ML that is brilliant . I haven't seen Tubal's tube clip on it though I have looked at a lot.
Would you be so kind and send me your plans or put up a link to them please?

The chip cover and the nut driving the cross slide are removed
I get the remove the chip cover .

But to my poor brain & thinking the nut driving the cross slide is the nut that holds the hand wheel to the screw thread , do you mean " Make it so that the operating screw thread of the cross slide is removed or disconnected from the half nut of the cross slide so the cross slide can slide freely back & forth when pushed / pulled by the arm on the sliding block of the taper attachment ?
 
Sorry, but I actually wrote that sentence (not ML), and I disagree. The special nut that retains the cross-feed crank does have a slight effect on the total backlash in the cross-feed as tightening it removes the end float of the jam nut.
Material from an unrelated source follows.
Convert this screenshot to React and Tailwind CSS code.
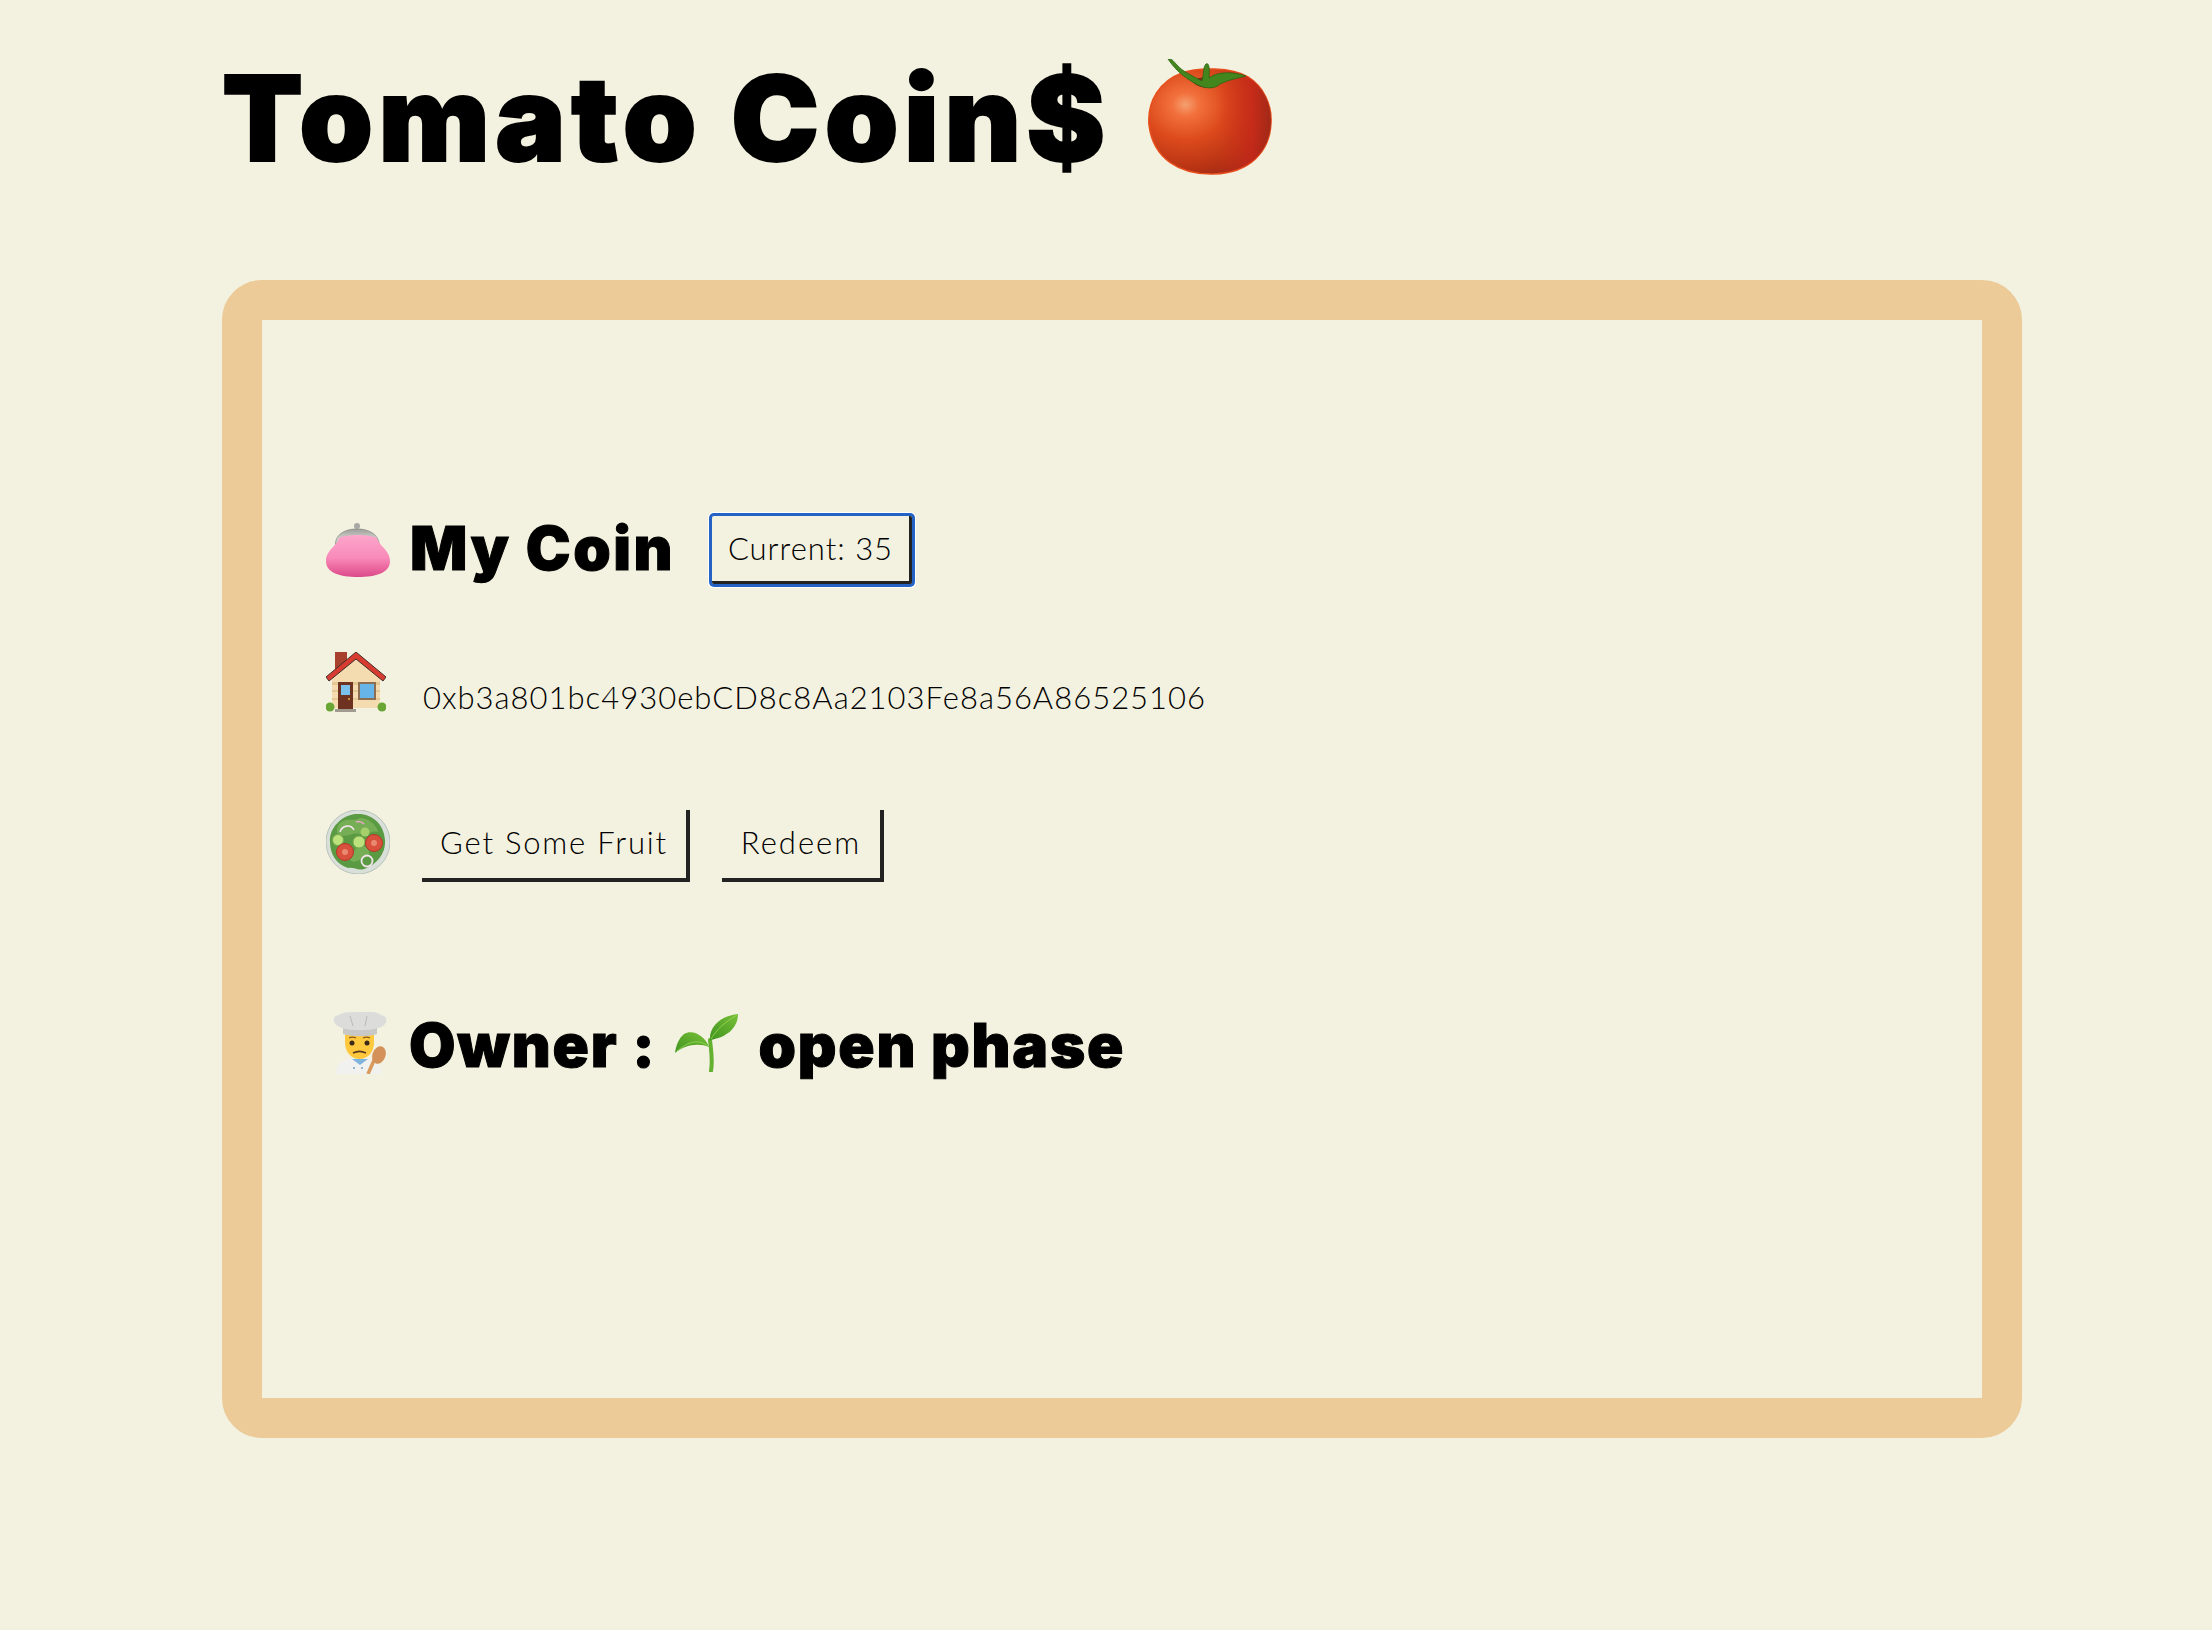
import React from "react";

function Tomato() {
  return (
    <svg width="124" height="116" viewBox="0 0 124 116">
      <defs>
        <radialGradient id="tom" cx="30%" cy="34%" r="80%">
          <stop offset="0" stopColor="#f5a070" />
          <stop offset="0.14" stopColor="#f2703c" />
          <stop offset="0.42" stopColor="#dc4a1c" />
          <stop offset="0.75" stopColor="#b93414" />
          <stop offset="1" stopColor="#962414" />
        </radialGradient>
        <linearGradient id="tomEdge" x1="0" y1="0" x2="1" y2="0">
          <stop offset="0.55" stopColor="#d8341c" stopOpacity="0" />
          <stop offset="0.85" stopColor="#c8281a" stopOpacity="0.8" />
          <stop offset="1" stopColor="#a02818" stopOpacity="0.8" />
        </linearGradient>
      </defs>
      <path d="M34 14C50 8 84 8 100 18C116 28 124 46 123 64C122 92 102 114 66 115C32 116 5 100 1 66C-1 42 12 22 34 14Z" fill="url(#tom)" stroke="#e8501e" strokeWidth="1.5" />
      <path d="M34 14C50 8 84 8 100 18C116 28 124 46 123 64C122 92 102 114 66 115C32 116 5 100 1 66C-1 42 12 22 34 14Z" fill="url(#tomEdge)" />
      <path d="M44 22C50 30 62 30 68 26C64 18 54 16 44 22Z" fill="#7c2a12" />
      <path d="M20 0C24 -1 26 3 29 6C35 13 45 17 54 22C56 14 55 8 58 5C61 3 62 10 61 19C68 13 84 12 98 17C90 19 80 21 72 25C66 31 56 29 50 26C38 20 28 12 20 0Z" fill="#44861e" stroke="#2c6414" strokeWidth="0.8" />
    </svg>
  );
}

function Purse() {
  return (
    <svg width="64" height="54" viewBox="0 0 64 54">
      <defs>
        <linearGradient id="purse" x1="0" y1="0" x2="0" y2="1">
          <stop offset="0" stopColor="#fda6cc" />
          <stop offset="0.55" stopColor="#f88ab8" />
          <stop offset="0.75" stopColor="#ee6ba2" />
          <stop offset="1" stopColor="#d94a8a" />
        </linearGradient>
        <linearGradient id="clasp" x1="0" y1="0" x2="0" y2="1">
          <stop offset="0" stopColor="#9e9e9a" />
          <stop offset="0.5" stopColor="#d2d2ce" />
          <stop offset="1" stopColor="#a8a8a4" />
        </linearGradient>
      </defs>
      <circle cx="31" cy="3" r="3" fill="#a8a8a4" />
      <path d="M10 26C7 14 16 6 31 6C46 6 55 14 53 26Z" fill="url(#clasp)" stroke="#8e8e8a" strokeWidth="0.8" />
      <path d="M13 15C20 11 43 11 51 15C52 22 64 27 64 38C64 50 50 54 32 54C14 54 0 50 0 38C0 27 12 22 13 15Z" fill="url(#purse)" />
    </svg>
  );
}

function House() {
  return (
    <svg width="60" height="60" viewBox="0 0 60 60">
      <rect x="9" y="0" width="12" height="20" fill="#a8402e" />
      <path d="M6 24L30 4L54 24V56H6Z" fill="#f4dcb0" />
      <path d="M6 30H54V33H6ZM6 38H54V40H6ZM6 46H54V48H6Z" fill="#e6c894" />
      <path d="M0 25L30 0L60 25L57 29L30 7L3 29Z" fill="#d83c30" stroke="#43302c" strokeWidth="1" />
      <rect x="12" y="30" width="15" height="27" fill="#6e3220" />
      <rect x="15" y="33" width="9" height="10" fill="#79c0ec" />
      <circle cx="23" cy="47" r="1" fill="#e0b040" />
      <rect x="32" y="30" width="18" height="18" fill="#8e6e52" />
      <rect x="34" y="32" width="14" height="14" fill="#66b4e8" />
      <circle cx="4" cy="55" r="4.5" fill="#6aa636" />
      <circle cx="56" cy="55" r="4.5" fill="#6aa636" />
      <rect x="9" y="57" width="21" height="3" fill="#a09a90" />
    </svg>
  );
}

function Salad() {
  return (
    <svg width="64" height="64" viewBox="0 0 64 64">
      <ellipse cx="32" cy="32" rx="32" ry="32" fill="#d9dfd9" stroke="#b9c2bb" />
      <path d="M30 4C46 3 58 14 59 30C60 44 50 55 38 59C32 61 28 57 22 58C10 54 4 44 4 32C3 18 16 5 30 4Z" fill="#5a9a42" />
      <path d="M14 13C20 7 28 12 34 8C42 8 50 14 52 22C44 20 42 26 34 24C26 22 22 28 12 25C10 20 11 16 14 13Z" fill="#76ae55" />
      <path d="M24 44C32 40 30 34 38 36C44 40 46 46 38 48C32 50 28 54 24 50Z" fill="#76ae55" />
      <circle cx="12" cy="30" r="5.5" fill="#bce27e" stroke="#7aa84c" />
      <circle cx="33" cy="32" r="6" fill="#bce27e" stroke="#7aa84c" />
      <circle cx="39" cy="22" r="4.5" fill="#a6d06c" />
      <circle cx="48" cy="33" r="8.5" fill="#d9503c" stroke="#b7382a" />
      <circle cx="48" cy="33" r="3" fill="#e98a70" />
      <circle cx="19" cy="42" r="8.5" fill="#d9503c" stroke="#b7382a" />
      <circle cx="19" cy="42" r="3" fill="#e98a70" />
      <circle cx="41" cy="51" r="5.5" fill="none" stroke="#f1e3ec" strokeWidth="1.8" />
      <path d="M14 22C16 15 25 14 28 20" fill="none" stroke="#f3e5ee" strokeWidth="1.6" />
      <path d="M30 12C33 11 36 12 38 14" fill="none" stroke="#e8a8c8" strokeWidth="1.6" />
    </svg>
  );
}

function Cook() {
  return (
    <svg width="56" height="62" viewBox="0 0 56 62">
      <path d="M4 62C4 50 12 46 28 46C44 46 48 50 50 62Z" fill="#f1f1ef" />
      <path d="M20 47L28 53L36 47Z" fill="#7fb4df" />
      <circle cx="22" cy="56" r="1" fill="#7f9fbf" />
      <circle cx="30" cy="56" r="1" fill="#7f9fbf" />
      <path d="M13 20H42V30C42 40 36 47 27.5 47C19 47 13 40 13 30Z" fill="#ffc83d" />
      <path d="M11 12H45V22C36 25 20 25 11 22Z" fill="#c8c8c6" />
      <path d="M10 16C0 13 -1 4 7 3C12 -1 20 1 26 0C33 -1 44 -1 49 3C57 4 56 14 46 16C36 19 20 19 10 16Z" fill="#dcdcda" />
      <path d="M18 4L21 14M35 4L33 14" stroke="#b8b8b6" strokeWidth="1" />
      <circle cx="20" cy="31" r="2.5" fill="#3c2a18" />
      <circle cx="35" cy="31" r="2.5" fill="#3c2a18" />
      <path d="M17 26C19 25 22 25 24 26M31 26C33 25 36 25 38 26" fill="none" stroke="#8a5a20" strokeWidth="1.2" />
      <path d="M21 41C25 39 30 39 34 41" fill="none" stroke="#5c3a1e" strokeWidth="1.6" />
      <path d="M36 62L43 46" stroke="#d89a5e" strokeWidth="3.5" />
      <ellipse cx="47" cy="43" rx="6.5" ry="9" fill="#d4925a" transform="rotate(20 47 43)" />
    </svg>
  );
}

function Seedling() {
  return (
    <svg width="64" height="58" viewBox="0 0 64 58">
      <defs>
        <linearGradient id="leaf" x1="0" y1="1" x2="1" y2="0">
          <stop offset="0" stopColor="#3f9420" />
          <stop offset="1" stopColor="#79c038" />
        </linearGradient>
      </defs>
      <path d="M36 57C38 46 36 36 35 26" fill="none" stroke="#64b030" strokeWidth="4" strokeLinecap="round" />
      <path d="M34 33C30 22 18 15 9 20C4 24 1 31 0 39C8 32 22 28 34 33Z" fill="url(#leaf)" />
      <path d="M35 26C34 12 46 2 63 0C63 12 54 23 35 26Z" fill="url(#leaf)" />
      <path d="M36 25C42 15 50 8 62 1M33 32C24 25 14 27 2 37" fill="none" stroke="#9ad858" strokeWidth="0.8" />
    </svg>
  );
}

export default function App() {
  return (
    <div className="min-h-[1630px] bg-[#f3f1df] pl-[222px] text-black font-['Lato',sans-serif]">
      <div className="flex h-[280px] items-start pt-[58px]">
        <h1 className="text-[118px] leading-[120px] font-black tracking-[5.5px] [-webkit-text-stroke:2px_black] font-['Inter',sans-serif]">Tomato Coin$</h1>
        <span className="ml-[37px] mt-[1px]"><Tomato /></span>
      </div>

      <div className="flex h-[1158px] w-[1800px] flex-col rounded-[40px] border-[40px] border-[#eccb98] pl-[64px]">
        <div className="mt-[192px] flex h-[76px] items-center">
          <Purse />
          <h2 className="mb-[4px] ml-[20px] w-[298px] text-[60px] font-black tracking-[2.5px] [-webkit-text-stroke:1px_black] font-['Inter',sans-serif]">My Coin</h2>
          <button className="ml-[4px] h-[68px] w-[200px] rounded-[2px] border-r-[3px] border-b-[3px] border-[#222] text-[31px] font-light tracking-[1px] shadow-[0_0_0_3px_#2462c4,0_0_0_4px_#ffffff]">Current: 35</button>
        </div>

        <div className="mt-[64px] flex h-[60px] items-end">
          <House />
          <span className="ml-[37px] text-[31px] leading-[30px] font-light tracking-[1px]">0xb3a801bc4930ebCD8c8Aa2103Fe8a56A86525106</span>
        </div>

        <div className="mt-[98px] flex h-[72px] items-start">
          <Salad />
          <button className="ml-[32px] h-[72px] w-[268px] border-r-4 border-b-4 border-[#222] pb-1 text-[31px] font-light tracking-[1.8px]">Get Some Fruit</button>
          <button className="ml-[32px] h-[72px] w-[162px] border-r-4 border-b-4 border-[#222] pb-1 text-[31px] font-light tracking-[2px]">Redeem</button>
        </div>

        <div className="mt-[130px] flex h-[62px] items-center text-[60px] font-black tracking-[1.8px] [-webkit-text-stroke:1px_black] font-['Inter',sans-serif]">
          <span className="ml-[6px]"><Cook /></span>
          <span className="ml-[21px] mt-[4px]">Owner :</span>
          <span className="ml-[19px]"><Seedling /></span>
          <span className="ml-[19px] mt-[4px]">open phase</span>
        </div>
      </div>
    </div>
  );
}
But if you remove the special nut and turn the crank without pulling on the crank (which would pull it off of the cross feed screw), the cross feed will work just as it normally does, albeit a little sloppily. Also, there is no half-nut in the cross feed system. The only half nuts (AKA split-nuts) are the pair on the back side of the carriage apron that engage the lead screw to traverse the carriage under power.

However, I will change the sentence to read "The chip cover and the brass cross feed nut are removed." My original was perhaps a bit verbose.